Transparency, the third item, is a technique, rather than a policy area, and it is harder to know just what the summit will do.  Yet transparency has strong attractions for countries pursuing open, liberal policies in a globalized economy.  It is a key weapon in fighting against tax avoidance.  It is important in determining beneficial ownership and other property rights.  It helps to prevent abusive behaviour by western firms in developing countries, especially in extractive industries.  It is also the vehicle for summit accountability, to which the UK is much attached.  In my view, the G8 should endorse transparency as one of its fundamental principles, though Russia might find it hard to swallow. 
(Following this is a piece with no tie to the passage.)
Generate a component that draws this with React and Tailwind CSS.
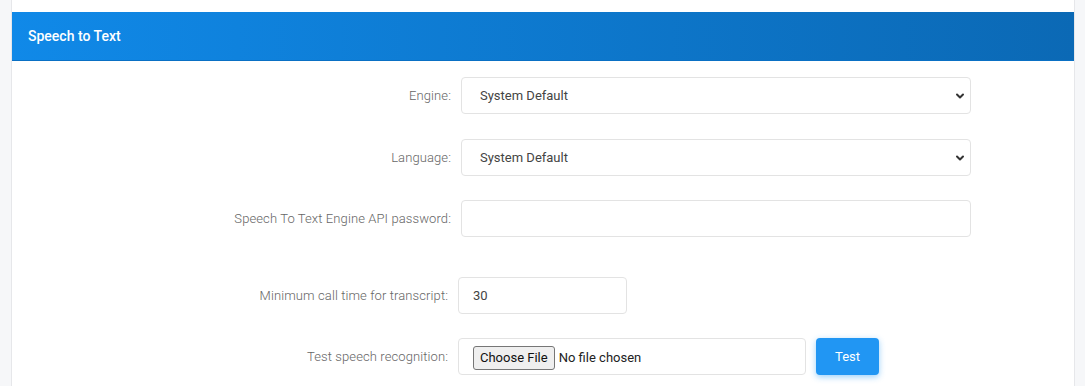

To sum up, the British objective for the Lough Erne summit is to identify a distinctive economic role for the G8, which commands the attention of heads of government and can complement the G20 without clashing with it.  The three agenda items serve this purpose in different ways.  In tax avoidance, it is big western firms and banks that need to be disciplined.  Thus substantial commitments by the G8 are needed to enrich the G20's conclusions and will thus be welcome to them.  Transparency is valuable in many contexts and could usefully be made a distinctive principle of the G8.  Some other members of the G20 could find it hard to endorse, but they can hardly attack it.  The trade agenda is the most controversial and will need recurrent treatment.  Yet if G8 members can conclude agreements among themselves that lower trade barriers across a wide front, they will boost their economies and their morale, while providing healthy competition to the G20. 

If this summit makes progress on its three agenda items, it could begin the revival of the G8 as a serious economic actor.